B: Building Your Investment Portfolio
Once you have a good grasp of the market, the next step is building your portfolio. But this isn’t about acquiring as many properties as possible; it’s about making smart, diverse choices.
I’ve often seen investors stick to residential properties because they’re familiar and generally easier to manage. But there’s also great potential in commercial properties—think office spaces, retail units, warehouses. Yes, they might be more complex, but the returns can be incredibly rewarding.
Diversifying geographically is another crucial strategy. If you invest all your money in one city and that market crashes, your entire portfolio suffers. Spread your investments across different regions to cushion against localized economic downturns. It’s about spreading your risk and ensuring you have multiple streams of income from various markets.
C: Crafting A Financing Strategy
This is where many people get stuck.

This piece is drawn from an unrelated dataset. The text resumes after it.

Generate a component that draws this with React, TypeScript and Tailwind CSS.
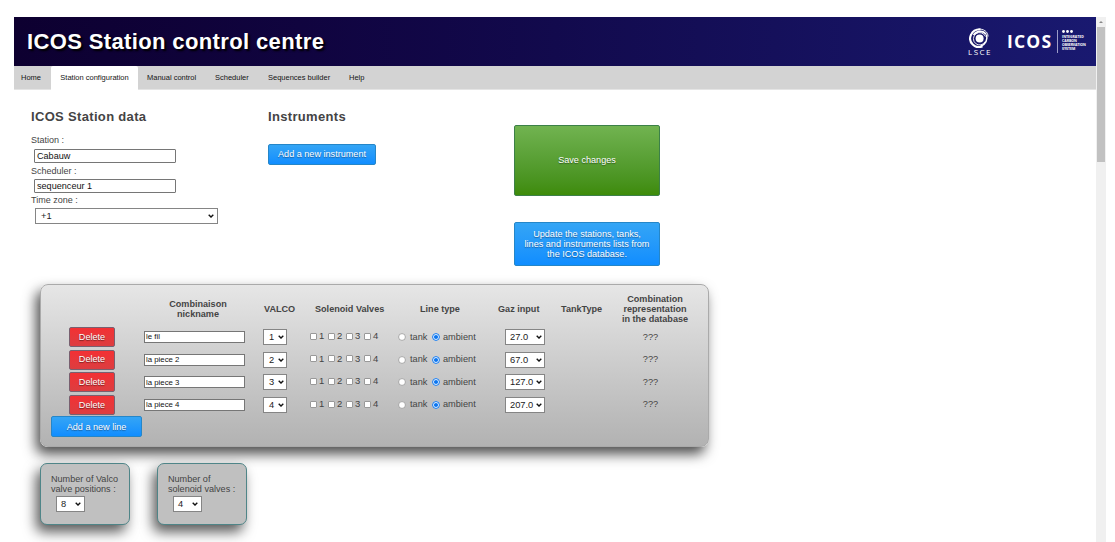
import type { ReactNode } from "react";

const rows = [
  { name: "le fil", valco: "1", gaz: "27.0" },
  { name: "la piece 2", valco: "2", gaz: "67.0" },
  { name: "la piece 3", valco: "3", gaz: "127.0" },
  { name: "la piece 4", valco: "4", gaz: "207.0" },
];

function Chevron() {
  return (
    <svg className="h-[4px] w-[6px] shrink-0" viewBox="0 0 6 4" fill="none">
      <path d="M0.7 0.8 3 3 5.3 0.8" stroke="#111" strokeWidth="1.4" />
    </svg>
  );
}

function Select({ value, className }: { value: string; className: string }) {
  return (
    <div className={`flex items-center justify-between border border-[#858585] bg-white text-[9.3px] leading-none text-[#222] ${className}`}>
      <span className="pt-px">{value}</span>
      <Chevron />
    </div>
  );
}

function BlueButton({ children, className }: { children: ReactNode; className: string }) {
  return (
    <button
      className={`flex items-center justify-center rounded-[2px] border border-[#2586c8] bg-linear-to-b from-[#34a5f5] to-[#108dff] text-center text-[9.1px] leading-[10px] text-white [text-shadow:0_1px_1px_#1b5d99] ${className}`}
    >
      {children}
    </button>
  );
}

function Radio({ checked }: { checked?: boolean }) {
  return (
    <svg className="size-[8px] shrink-0" viewBox="0 0 8 8">
      <circle cx="4" cy="4" r="3.4" fill="#fff" stroke={checked ? "#0a75f0" : "#8c8c8c"} strokeWidth={checked ? 1 : 0.7} />
      {checked && <circle cx="4" cy="4" r="2.1" fill="#0a75f0" />}
    </svg>
  );
}

function LsceLogo() {
  return (
    <div className="flex w-[26px] flex-col items-center">
      <svg className="h-[20px] w-[20px]" viewBox="0 0 20 20" fill="none" stroke="#fff">
        <circle cx="10.6" cy="10.6" r="4" fill="#fff" stroke="none" />
        <path d="M16.2 13.5A6.2 6.2 0 1 1 16.4 8.5" strokeWidth="0.9" />
        <path d="M13.5 18.2A8.6 8.6 0 0 1 2 6.8C3.6 3 7 1.2 11.5 1.3" strokeWidth="2.1" />
        <path d="M4.5 7C7.5 2.6 14 2 17.2 6.4" strokeWidth="1.6" />
        <path d="M9 1.3C14.5 0.4 19.2 3.8 19 8.6" strokeWidth="0.9" />
        <path d="M17.4 6.5C19 11.5 16.8 16.4 11.5 18.2" strokeWidth="1.5" />
      </svg>
      <span className="pl-[2px] font-['Open_Sans',sans-serif] text-[8px] leading-[8px] tracking-[1.5px]">LSCE</span>
    </div>
  );
}

function IcosLogo() {
  return (
    <div className="flex items-center">
      <span className="w-[50px] font-['Open_Sans',sans-serif] text-[17.5px] leading-none font-bold tracking-[1.2px]">ICOS</span>
      <div className="h-[23px] w-px bg-[#9c9cc8]" />
      <div className="ml-[4px] h-[23px] w-[24px] font-['Open_Sans',sans-serif] text-[3.5px] leading-[3.9px] font-bold">
        <svg className="mb-[2px] h-[3px] w-[11px]" viewBox="0 0 11 3" fill="#fff">
          <circle cx="1.5" cy="1.5" r="1.4" />
          <circle cx="5.5" cy="1.5" r="1.4" />
          <circle cx="9.5" cy="1.5" r="1.4" />
        </svg>
        <div>INTEGRATED</div>
        <div>CARBON</div>
        <div className="tracking-[-0.1px]">OBSERVATION</div>
        <div>SYSTEM</div>
      </div>
    </div>
  );
}

function CountBox({ first, second, value }: { first: string; second: string; value: string }) {
  return (
    <div className="h-[62px] w-[90px] rounded-[7px] border border-[#4f8588] bg-[#c0c0c0] pt-[10px] pl-[10px] whitespace-nowrap shadow-[-4px_7px_13px_rgba(0,0,0,0.65)]">
      <div className="text-[9.1px] leading-[10px]">{first}</div>
      <div className="text-[9.1px] leading-[10px]">{second}</div>
      <Select value={value} className="mt-[2px] ml-[5px] h-[16px] w-[29px] pr-[3px] pl-[4px]" />
    </div>
  );
}

export default function App() {
  return (
    <div className="flex h-[542px] w-[1115px] overflow-hidden bg-white pt-[17px] pl-[14px] font-['Liberation_Sans',Arial,sans-serif] text-[#444]">
      <main className="w-[1082px] shrink-0">
        <header className="flex h-[49px] items-center justify-between bg-linear-to-r from-[#0d0030] via-[#120a4d] to-[#191970] pr-[10px] pl-[13px] text-white">
          <h1 className="text-[22px] leading-none font-bold tracking-[0.37px] [text-shadow:2px_2px_2px_#000]">ICOS Station control centre</h1>
          <div className="flex items-center">
            <LsceLogo />
            <div className="ml-[15px]">
              <IcosLogo />
            </div>
          </div>
        </header>
        <nav className="flex h-[24px] items-center border-b border-[#e4e4e4] bg-[#d3d3d3] text-[7.5px] leading-none whitespace-nowrap text-[#151515]">
          <a className="w-[37px] pl-[7px]">Home</a>
          <a className="flex h-[24px] w-[87px] items-center justify-center rounded-t-[2px] bg-white">Station configuration</a>
          <a className="w-[77px] pl-[9px]">Manual control</a>
          <a className="w-[53px]">Scheduler</a>
          <a className="w-[81px]">Sequences builder</a>
          <a>Help</a>
        </nav>

        <div className="flex h-[194px] pl-[17px]">
          <section className="w-[237px] pt-[19px]">
            <h2 className="text-[13px] leading-[16px] font-bold tracking-[0.33px]">ICOS Station data</h2>
            <div className="mt-[9px] h-[15px] text-[9px] leading-[12px]">Station :</div>
            <div className="ml-[3px] flex h-[14px] w-[142px] items-center rounded-[1px] border border-[#767676] pt-px pl-[2px] text-[9.1px] leading-none text-[#111]">Cabauw</div>
            <div className="mt-[2px] h-[14px] text-[9px] leading-[12px]">Scheduler :</div>
            <div className="ml-[3px] flex h-[14px] w-[142px] items-center rounded-[1px] border border-[#767676] pt-px pl-[2px] text-[9.1px] leading-none text-[#111]">sequenceur 1</div>
            <div className="mt-[1px] h-[14px] text-[9px] leading-[12px]">Time zone :</div>
            <Select value="+1" className="ml-[4px] h-[16px] w-[183px] pr-[3px] pl-[5px]" />
          </section>
          <section className="w-[246px] pt-[19px]">
            <h2 className="text-[13px] leading-[16px] font-bold tracking-[0.33px]">Instruments</h2>
            <BlueButton className="mt-[19px] h-[21px] w-[108px] pb-px">Add a new instrument</BlueButton>
          </section>
          <section className="pt-[35px]">
            <button className="flex h-[71px] w-[146px] items-center justify-center rounded-[2px] border border-[#3c8048] bg-linear-to-b from-[#71b350] to-[#3e8b08] text-[9.1px] text-white [text-shadow:0_1px_1px_#305d20]">
              Save changes
            </button>
            <BlueButton className="mt-[26px] h-[44px] w-[146px] whitespace-nowrap">
              <span>
                Update the stations, tanks,
                <br />
                lines and instruments lists from
                <br />
                the ICOS database.
              </span>
            </BlueButton>
          </section>
        </div>

        <section className="ml-[26px] h-[163px] w-[669px] rounded-[8px] border border-[#aaa] bg-linear-to-b from-[#e6e6e6] to-[#b2b2b2] pt-[9px] pl-[10px] whitespace-nowrap shadow-[-4px_7px_13px_rgba(0,0,0,0.7)]">
          <div className="grid h-[32px] grid-cols-[93px_119px_47px_88px_99px_63px_59px_70px] items-center pb-[2px] pl-px text-[9.1px] leading-[10px] font-bold">
            <div />
            <div className="w-[106px] text-center">
              Combinaison
              <br />
              nickname
            </div>
            <div>VALCO</div>
            <div className="pl-[4px]">Solenoid Valves</div>
            <div className="pl-[21px]">Line type</div>
            <div>Gaz input</div>
            <div>TankType</div>
            <div className="text-center">
              Combination
              <br />
              representation
              <br />
              in the database
            </div>
          </div>
          {rows.map((row) => (
            <div key={row.name} className="grid h-[22.6px] grid-cols-[93px_119px_47px_88px_107px_55px_59px_70px] items-center text-[9.2px] leading-none">
              <button className="ml-[18px] h-[20px] w-[46px] rounded-[2px] border border-[#786070] bg-linear-to-b from-[#f33034] to-[#dc3d40] text-[9.1px] leading-none text-white [text-shadow:0_1px_1px_#702020]">
                Delete
              </button>
              <div className="flex h-[12px] w-[101px] items-center border border-[#767676] bg-white pl-px text-[7.8px] text-[#111]">{row.name}</div>
              <Select value={row.valco} className="h-[16px] w-[24px] pr-[2px] pl-[5px]" />
              <div className="-mt-[3px] flex text-[9.5px]">
                {["1", "2", "3", "4"].map((valve) => (
                  <div key={valve} className="flex w-[18px] items-center">
                    <span className="mt-px mr-[2px] size-[7px] rounded-[1px] border border-[#999] bg-white" />
                    {valve}
                  </div>
                ))}
              </div>
              <div className="flex items-center">
                <Radio />
                <span className="ml-[4px] w-[22px]">tank</span>
                <Radio checked />
                <span className="ml-[3px]">ambient</span>
              </div>
              <Select value={row.gaz} className="h-[16px] w-[40px] pr-[2px] pl-[4px]" />
              <div />
              <div className="pr-[7px] text-center">???</div>
            </div>
          ))}
          <BlueButton className="h-[21px] w-[91px]">Add a new line</BlueButton>
        </section>

        <div className="mt-[16px] ml-[26px] flex gap-[27px]">
          <CountBox first="Number of Valco" second="valve positions :" value="8" />
          <CountBox first="Number of" second="solenoid valves :" value="4" />
        </div>
      </main>

      <aside className="h-[525px] w-[10px] shrink-0 bg-[#f0f0f0] px-px">
        <div className="flex h-[10px] items-center justify-center">
          <svg className="h-[2px] w-[4px]" viewBox="0 0 4 2">
            <path d="M0 2 2 0l2 2z" fill="#888" />
          </svg>
        </div>
        <div className="h-[135px] bg-[#c1c1c1]" />
      </aside>
    </div>
  );
}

Financing can seem daunting, especially if you’re new to the game. But let me assure you, there are multiple ways to make it work for you.
Traditional mortgages are a straightforward path. With a decent credit score and some savings for a down payment, you can secure a property and start earning rental income. This can then be used to cover the mortgage while building equity.
For those looking for alternative routes, there’s private lending. These loans can be more flexible and quicker to secure, though they often come with higher interest rates. They can be a good option for short-term investments or if you need to move fast.
And if you’re someone who prefers a more hands-off approach, consider real estate investment trusts (REITs). They allow you to invest in real estate without the hassle of direct management. You buy shares, and as the properties generate income, so do you.
Performing Due Diligence
Remember: Before you close any deal, do your homework. Due diligence isn’t just a fancy term; it’s your shield against potential losses. Get professional inspections done. Understand the market trends of the area. Read every legal document thoroughly.
After you’ve secured a property, think about ways to enhance its value. Whether it’s renovating the kitchen, adding modern amenities or improving energy efficiency, these small steps can significantly boost your property’s worth. Effective property management is key to maintaining its appeal and ensuring it continues to generate income.
Conclusion
The ABCs of American real estate investment are more than just steps; they are a mindset, a way to approach real estate with confidence, clarity and purpose. It’s about understanding the market, diversifying your investments, choosing the right financing options and constantly improving what you own.
Real estate isn’t just about buildings and numbers; it’s about dreams, security and creating a legacy. Whether you’re just starting out or looking to expand your portfolio, remember that every expert was once a beginner. With the right knowledge and a strategic approach, you can turn your real estate aspirations into reality.